Field Customization with field()
For more control over the behavior of individual fields, you use the dataclasses.field() function. This is necessary for several advanced use cases.
from dataclasses import dataclass, field
from typing import List
@dataclass
class Customer:
name: str
# Use default_factory for mutable defaults to avoid shared state
orders: List[str] = field(default_factory=list)
# Use repr=False to exclude a field from the generated __repr__
internal_id: int = field(default=123, repr=False)
# Use compare=False to exclude a field from the generated __eq__
metadata: dict = field(default_factory=dict, compare=False)
cust = Customer("Alice")
cust.orders.append("Order123")
print(cust) # Output: Customer(name='Alice', orders=['Order123'])
The default_factory parameter is essential for providing mutable default values (like lists or dictionaries). Providing a mutable default directly (e.g., orders: List[str] = []) is a major pitfall because it creates a single, shared list instance across all instances of the class that don’t provide their own orders argument. The default_factory ensures a new, separate mutable object is created for each new instance.
Immutability and Hashing with frozen=True
A common requirement for data objects is immutability. Setting frozen=True on the @dataclass decorator makes instances read-only after creation and enables the automatic generation of a __hash__ method, allowing instances to be used as keys in dictionaries or elements in sets.
@dataclass(frozen=True)
class ImmutablePoint:
x: int
y: int
point = ImmutablePoint(10, 20)
print(point.x, point.y) # Output: 10 20
# This will raise a FrozenInstanceError
# point.x = 15
# __hash__ is implemented because frozen=True
print(hash(point)) # Outputs an integer hash value
# Can be used as a dictionary key
points_dict = {point: "origin"}
It’s important to note that if frozen=True is set, attempting to assign a value to any field will raise a dataclasses.FrozenInstanceError. For a class to be hashable, it must not only be immutable (frozen) but all of its fields must also be hashable. The generated __hash__ method will use the hash of a tuple of all field values.
Post-Initialization Processing with __post_init__
The automatically generated __init__ method is excellent for basic initialization, but sometimes you need to perform validation or derive the value of a field based on other fields. This is achieved by defining a __post_init__ method, which is automatically called by the generated __init__ after all fields have been assigned.
@dataclass
class Rectangle:
width: float
height: float
area: float = field(init=False) # A field that is not a parameter in __init__
def __post_init__(self):
# Validate input
if self.width <= 0 or self.height <= 0:
raise ValueError("Width and height must be positive.")
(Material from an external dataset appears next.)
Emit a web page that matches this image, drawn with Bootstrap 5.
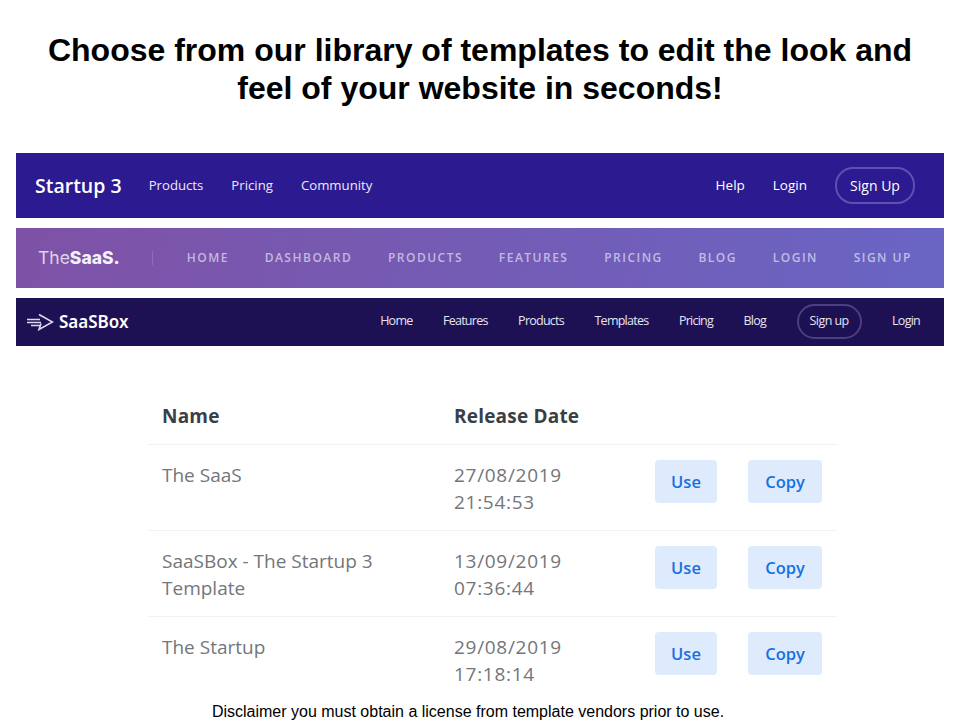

# Calculate a derived field
self.area = self.width * self.height
rect = Rectangle(5.0, 4.0)
print(rect) # Output: Rectangle(width=5.0, height=4.0, area=20.0)
# This will raise a ValueError
# invalid_rect = Rectangle(-1, 10)
Fields defined with init=False are not included as parameters in __init__ but are still included in __repr__ and __eq__. The __post_init__ method is the perfect place to initialize such fields.
Inheritance and Order of Fields
Data classes support inheritance. The fields of a parent data class are added before the fields of the child data class. This order determines the order of parameters in the generated __init__ method.
@dataclass
class Person:
name: str
age: int
@dataclass
class Employee(Person):
employee_id: str
department: str
# The __init__ signature is: (name: str, age: int, employee_id: str, department: str)
emp = Employee("Bob", 40, "E123", "Engineering")
print(emp) # Output: Employee(name='Bob', age=40, employee_id='E123', department='Engineering')
A key pitfall to avoid is redefining a field from a parent class with a default value in a child class. Since the child’s fields are added after the parent’s, this violates the rule that fields without defaults cannot follow fields with defaults. To resolve this, you must redefine all parent fields in the child class, providing defaults where necessary.